Records from a collection:
========

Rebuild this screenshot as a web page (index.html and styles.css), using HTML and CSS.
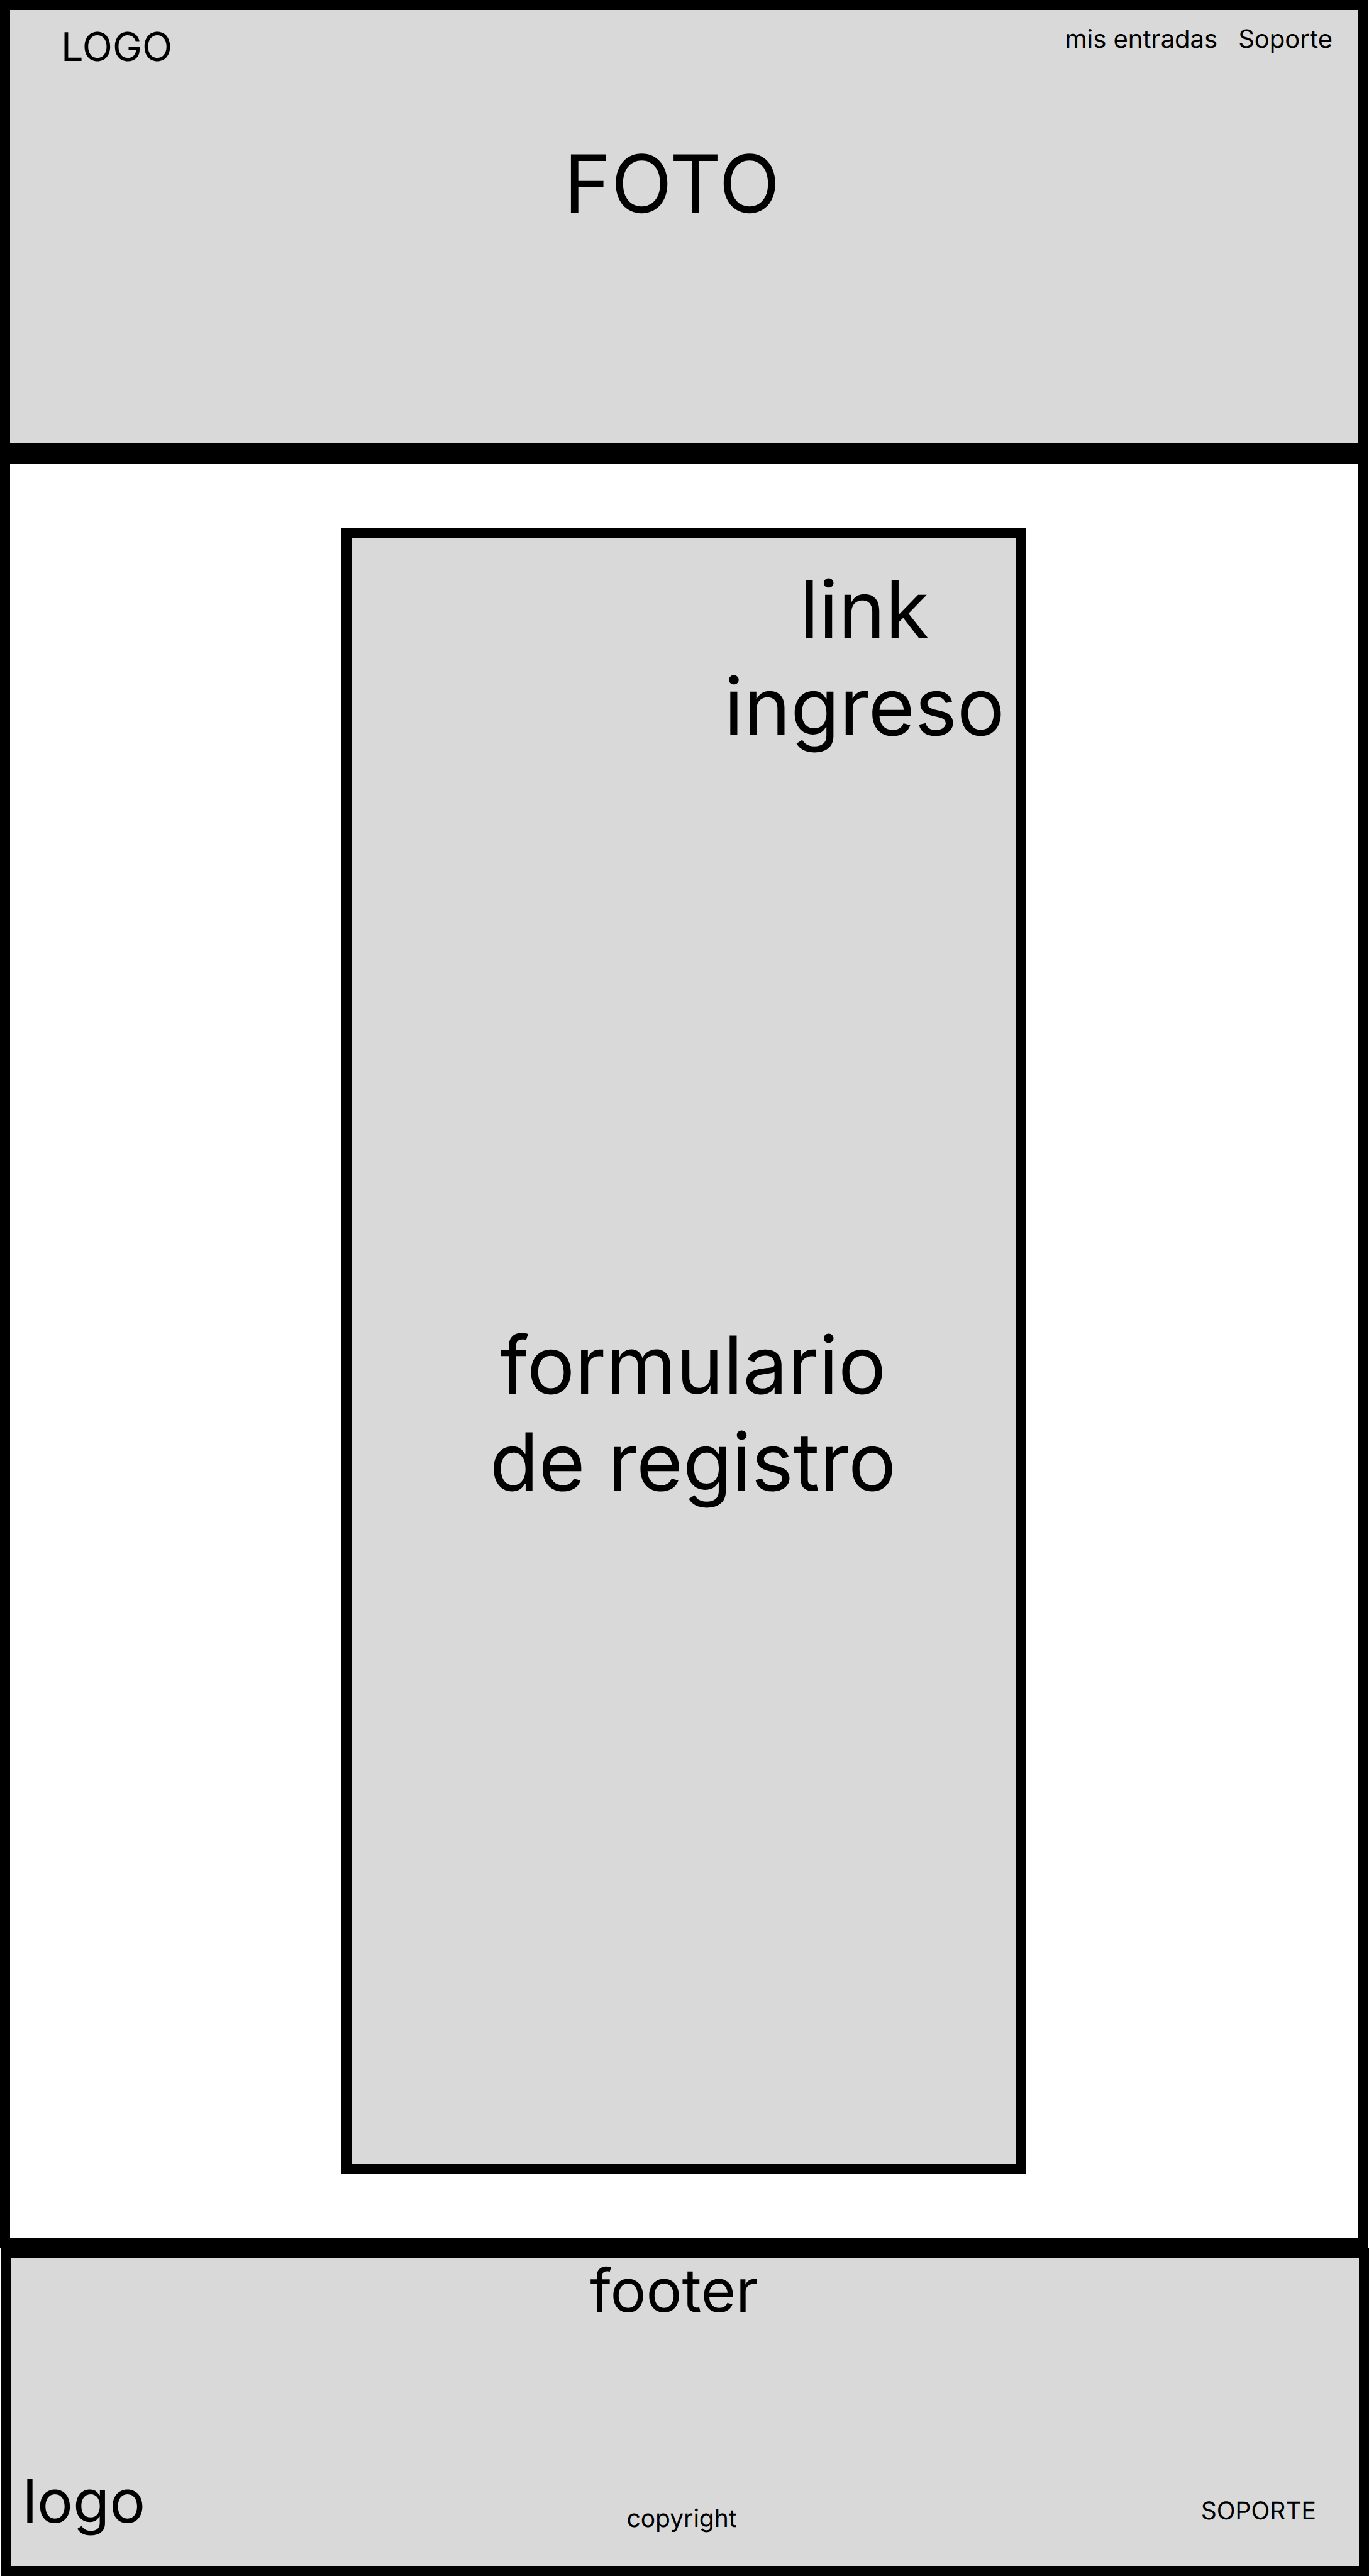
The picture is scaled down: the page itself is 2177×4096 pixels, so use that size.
FILE: index.html
```html
<!DOCTYPE html>
<html lang="es">
<head>
  <meta charset="utf-8">
  <meta name="viewport" content="width=device-width, initial-scale=1">
  <title>Registro</title>
  <link rel="stylesheet" href="styles.css">
</head>
<body>
  <header class="hero">
    <div class="hero-bar">
      <a class="hero-logo" href="#">LOGO</a>
      <nav class="hero-nav">
        <a href="#">mis entradas</a>
        <a href="#">Soporte</a>
      </nav>
    </div>
    <div class="hero-photo">FOTO</div>
  </header>

  <main class="content">
    <section class="register">
      <a class="register-login" href="#">link<br>ingreso</a>
      <h1 class="register-title">formulario<br>de registro</h1>
    </section>
  </main>

  <footer class="footer">
    <div class="footer-title">footer</div>
    <div class="footer-row">
      <a class="footer-logo" href="#">logo</a>
      <small class="footer-copyright">copyright</small>
      <a class="footer-support" href="#">SOPORTE</a>
    </div>
  </footer>
</body>
</html>
```
FILE: styles.css
```css
:root {
  --ink: #000;
  --panel: #d9d9d9;
  --frame: 16px solid var(--ink);
}

* {
  box-sizing: border-box;
}

body {
  display: flex;
  flex-direction: column;
  min-height: 100vh;
  margin: 0;
  background: #fff;
  color: var(--ink);
  font-family: Inter, "Liberation Sans", sans-serif;
  text-rendering: geometricPrecision;
}

a {
  color: inherit;
  text-decoration: none;
}

/* Header */
.hero {
  min-height: 721px;
  margin-right: 2px;
  padding-top: 21px;
  border: var(--frame);
  background: var(--panel);
}

.hero-bar {
  display: flex;
  justify-content: space-between;
  align-items: flex-start;
  padding: 0 40px 0 81px;
}

.hero-logo {
  font-size: 63px;
  line-height: 76px;
}

.hero-nav {
  display: flex;
  gap: 33px;
  font-size: 40px;
  line-height: 50px;
}

.hero-photo {
  margin-top: 102px;
  padding-right: 38px;
  font-size: 127px;
  line-height: 154px;
  text-align: center;
}

/* Registration */
.content {
  display: flex;
  flex: 1;
  justify-content: center;
  margin-right: 2px;
  padding: 102px 16px;
  border: var(--frame);
}

.register {
  display: flex;
  flex-direction: column;
  width: 100%;
  max-width: 1089px;
  padding: 37px 18px 148px 47px;
  border: var(--frame);
  background: var(--panel);
  font-size: 127px;
  line-height: 154px;
  text-align: center;
}

.register-login {
  align-self: flex-end;
}

.register-title {
  margin: auto 0;
  font-size: inherit;
  font-weight: 400;
}

/* Footer */
.footer {
  display: flex;
  flex-direction: column;
  justify-content: space-between;
  min-height: 521px;
  margin-left: 2px;
  padding-bottom: 52px;
  border: var(--frame);
  background: var(--panel);
}

.footer-title,
.footer-logo {
  font-size: 95px;
  line-height: 102px;
}

.footer-title {
  padding-right: 35px;
  text-align: center;
}

.footer-row {
  display: grid;
  grid-template-columns: 1fr auto 1fr;
  align-items: end;
  padding: 0 29px 0 18px;
}

.footer-logo {
  justify-self: start;
}

.footer-copyright,
.footer-support {
  font-size: 39px;
  line-height: 46px;
}

.footer-support {
  justify-self: end;
  margin: 0 39px 12px 0;
}
```
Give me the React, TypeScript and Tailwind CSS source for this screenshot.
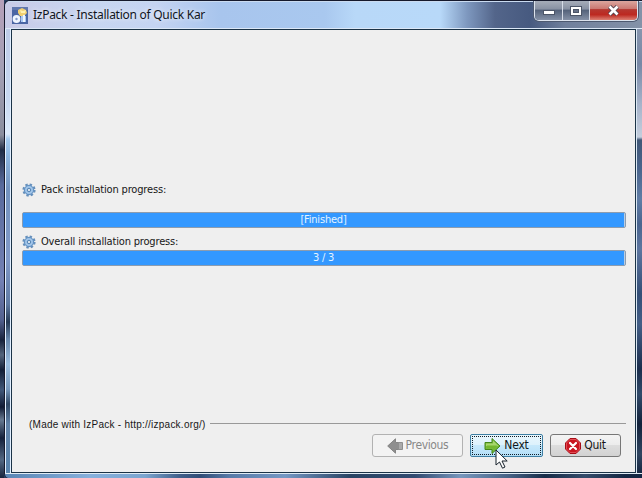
import React from 'react';

const uiFont = "font-['DejaVu_Sans_Condensed','DejaVu_Sans',sans-serif]";

function AppIcon() {
  return (
    <svg width="16" height="17" viewBox="0 0 16 17" className="shrink-0">
      <rect width="16" height="17" fill="#4a66a4" />
      <path d="M0 0h16v3H0z" fill="#6178ae" />
      <path d="M6 3l4-2 4 2 1 3-3 3H8L6 6z" fill="#f0cf72" />
      <path d="M8 3l3 1 3-1-1 3H9z" fill="#fff0ae" />
      <circle cx="4.5" cy="12" r="3.9" fill="#eef5ff" />
      <circle cx="4.5" cy="12" r="1.2" fill="#829bcb" />
      <path d="M9 9h5v6H9z" fill="#a9c8f2" />
      <path d="M11 8h2v7h-2z" fill="#edf6ff" />
    </svg>
  );
}

function Gear() {
  return (
    <svg width="14" height="14" viewBox="0 0 14 14" className="shrink-0">
      <circle cx="7" cy="7" r="5.6" fill="none" stroke="#6790bb" strokeWidth="2" strokeDasharray="2.4 2" />
      <circle cx="7" cy="7" r="4.7" fill="#91b9e2" stroke="#5c8dc0" strokeWidth="1" />
      <circle cx="7" cy="7" r="3.1" fill="none" stroke="#a9caeb" strokeWidth="1" />
      <circle cx="7" cy="7" r="1.7" fill="#d3e0ec" stroke="#5b88b6" strokeWidth="1" />
    </svg>
  );
}

function Progress({ children }: { children: React.ReactNode }) {
  return (
    <div className="h-4 rounded-[2px] border border-[#8c9caf] bg-[#b9cfe6] pr-px">
      <div className={`flex h-full items-center justify-center bg-[#3398ff] text-[11px] leading-[14px] tracking-[-0.2px] text-[#e4f4ff] ${uiFont}`}>
        <span className="-mt-px">{children}</span>
      </div>
    </div>
  );
}

function TitleBar() {
  return (
    <header className="flex h-[27px] shrink-0 justify-between border-b border-[#dce8f7] bg-[linear-gradient(90deg,#c9cbe7_0px,#c7d6f1_90px,#c5d4f2_150px,#a8c5ed_215px,#a9c8ef_320px,#b8d8f8_350px,#b8d9f9_435px,#7e98bf_462px,#53658a_490px,#475a80_525px,#70809c_560px,#8492a8_636px)]">
      <div className="flex items-start pl-[7px]">
        <div className="mt-[5px]"><AppIcon /></div>
        <span className="ml-[5px] mt-[4px] whitespace-nowrap font-['Noto_Sans',sans-serif] text-[12px] leading-[18px] tracking-[-0.27px] text-[#10151d] [text-shadow:0_0_5px_#fff]">IzPack - Installation of Quick Kar</span>
      </div>
      <div className="-mt-px mr-[4px] flex h-[20px] overflow-hidden rounded-b-[5px] border border-t-0 border-[#dce3ed] shadow-[0_0_0_1px_#4d5970]">
        <div className="flex w-[28px] items-center justify-center border-r border-[#d6dce7] bg-[linear-gradient(#a6adb9_0%,#8790a2_44%,#526078_46%,#8591a6_100%)]">
          <svg width="12" height="6" className="mt-[5px]"><rect x=".5" y=".5" width="11" height="4" fill="#fff" stroke="#4d5668" /></svg>
        </div>
        <div className="flex w-[27px] items-center justify-center border-r border-[#d6dce7] bg-[linear-gradient(#a6adb9_0%,#8790a2_44%,#526078_46%,#8591a6_100%)]">
          <svg width="12" height="10"><rect x=".5" y=".5" width="11" height="9" fill="#fff" stroke="#4d5668" /><rect x="3.5" y="3.5" width="5" height="3" fill="#667187" stroke="#4d5668" /></svg>
        </div>
        <div className="flex w-[47px] items-center justify-center bg-[linear-gradient(#dba69e_0%,#ca7770_42%,#b53730_45%,#bd2921_72%,#dc8175_100%)]">
          <svg width="13" height="11" viewBox="0 0 13 11"><path d="M2.5 1.5l8 8M10.5 1.5l-8 8" stroke="#51444f" strokeWidth="4.5" /><path d="M2.5 1.5l8 8M10.5 1.5l-8 8" stroke="#fff" strokeWidth="2.7" /></svg>
        </div>
      </div>
    </header>
  );
}

function Arrow({ left = false }: { left?: boolean }) {
  return (
    <svg width="17" height="16" viewBox="0 0 17 16" className="shrink-0">
      {left ? (
        <><path d="M.7 8L8.5.8V4.5H12v7H8.5v3.7z" fill="#8e8e8e" stroke="#858585" strokeLinejoin="round" /><path d="M11.5 4.5h4v7h-4z" fill="#aaa" stroke="#8e8e8e" /></>
      ) : (
        <><path d="M1 4.5h7v-4L16 8l-8 7.5v-4H1z" fill="#76b93b" stroke="#438719" strokeLinejoin="round" /><path d="M2 5.5h7v-3L14.5 8H2z" fill="#a7d66d" /><path d="M3 7.5h10L9.5 12v-2H3z" fill="#73b72c" /></>
      )}
    </svg>
  );
}

export default function App() {
  return (
    <main className="relative flex h-[478px] w-[642px] overflow-hidden bg-[#263c60]">
      <div className="w-[4px] shrink-0 bg-[linear-gradient(#b6a0ba_0px,#a39fb4_70px,#8a8e9e_135px,#202d46_150px,#586a9c_185px,#7481b4_280px,#52608e_320px,#18233c_340px,#53647c_355px,#121f38_370px,#405678_390px,#111b35_407px,#667890_420px,#15213c_438px,#526681_460px,#18243d_478px)]" />
      <section className="flex min-w-0 flex-1 flex-col overflow-hidden rounded-tl-[6px] rounded-bl-[5px] border-l border-t border-[#15192c] bg-[#8fa9cd]">
        <div className="h-px shrink-0 bg-[#cadbf0]" />
        <TitleBar />
        <div className="flex h-[444px] shrink-0">
          <div className="w-[6px] shrink-0 border-x border-[#e2efff] bg-[linear-gradient(#becbe8_0px,#c7d8f1_70px,#dceafa_105px,#a4caef_110px,#8bb4df_128px,#7393bf_160px,#8199c8_230px,#607ba4_275px,#273b57_293px,#6787ab_310px,#9cbfe1_335px,#7798bd_360px,#314967_375px,#6283a9_395px,#5984ae_444px)]" />
          <div className="flex w-[625px] shrink-0 flex-col border border-[#1b3347] bg-[#efefef]">
            <div className="flex h-full flex-col pl-[10px] pr-[9px] pt-[152px]">
              <div className={`flex h-[15px] items-center gap-[5px] text-[11px] leading-[15px] text-[#171717] ${uiFont}`}><Gear /><span className="tracking-[-0.17px]">Pack installation progress:</span></div>
              <div className="mt-[15px]"><Progress>[Finished]</Progress></div>
              <div className={`mt-[6px] flex h-[15px] items-center gap-[5px] text-[11px] leading-[15px] text-[#171717] ${uiFont}`}><Gear /><span className="tracking-[-0.17px]">Overall installation progress:</span></div>
              <div className="mt-px"><Progress>3 / 3</Progress></div>
              <div className="mt-[150px] flex h-[16px] items-center pl-[7px] font-['Liberation_Sans',sans-serif] text-[10px] text-[#171717]">
                <span className="whitespace-nowrap tracking-[0.24px]">(Made with IzPack - http://izpack.org/)</span>
                <div className="-mt-px ml-[4px] h-px flex-1 bg-[#999]" />
              </div>
              <div className={`mt-[2px] flex justify-end pr-[5px] text-[12px] leading-[20px] ${uiFont}`}>
                <button className="flex h-[23px] w-[91px] items-center justify-center gap-[2px] rounded-[3px] border border-[#b2b2b2] bg-[#f3f3f3] text-[#888]"><Arrow left /><span className="-mt-[2px] tracking-[-0.35px]">Previous</span></button>
                <button className="ml-[7px] flex h-[23px] w-[73px] items-center justify-center rounded-[2px] border border-[#3f7fa3] bg-[linear-gradient(#e9f6fd_0%,#dcf1fc_48%,#c6e8fb_50%,#b4dff8_100%)] p-px text-[#101820]"><span className="flex h-full w-full items-center justify-center gap-[3px] border border-dotted border-[#101c26]"><Arrow /><span className="-mt-[2px] tracking-[-0.2px]">Next</span></span></button>
                <button className="ml-[7px] flex h-[23px] w-[71px] items-center justify-center gap-[3px] rounded-[3px] border border-[#777] bg-[linear-gradient(#f4f4f4_0%,#ececec_48%,#dddddd_50%,#d2d2d2_100%)] text-[#171717]">
                  <svg width="16" height="16" viewBox="0 0 16 16"><path d="M5 .5h6L15.5 5v6L11 15.5H5L.5 11V5z" fill="#c91520" stroke="#a60d16" /><path d="M5 1.5h6L14.5 5v6L11 14.5H5L1.5 11V5z" fill="none" stroke="#e14c54" /><path d="M5 5l6 6M11 5l-6 6" stroke="#fff" strokeWidth="2.2" strokeLinecap="round" /></svg>
                  <span className="-mt-[2px] tracking-[-0.3px]">Quit</span>
                </button>
              </div>
            </div>
          </div>
          <div className="flex-1 border-l border-[#dce9f4] bg-[linear-gradient(#8795ad_0px,#7788a6_35px,#a6b3ca_75px,#c4cedd_108px,#405777_111px,#4a658d_140px,#607da6_170px,#4a658f_195px,#5d76a0_220px,#344f77_265px,#445f87_295px,#1b2e4d_340px,#314a6a_365px,#12223b_395px,#304561_425px,#172842_444px)]" />
        </div>
        <div className="flex-1 border-t border-[#dfebf4] bg-[linear-gradient(90deg,#5985b4_0px,#86b0dc_85px,#7ba5cf_140px,#405f8a_175px,#304d77_195px,#587ba8_225px,#7598c4_280px,#294464_345px,#324b71_410px,#7797bd_456px,#456184_505px,#172c48_540px,#354d6c_580px,#142743_620px)]" />
      </section>
      <svg width="14" height="21" viewBox="0 0 14 21" className="absolute left-[495px] top-[449px]">
        <path d="M1 1v15l3.5-3 3 6.2 2.5-1.2-3-6h5.2z" fill="#fff" stroke="#17212b" strokeLinejoin="round" />
      </svg>
    </main>
  );
}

========

» **Exercise brief**:
Show all lines from the listing above in which "screenshot" appears.

» **Answer to this problem**:
Rebuild this screenshot as a web page (index.html and styles.css), using HTML and CSS.
Give me the React, TypeScript and Tailwind CSS source for this screenshot.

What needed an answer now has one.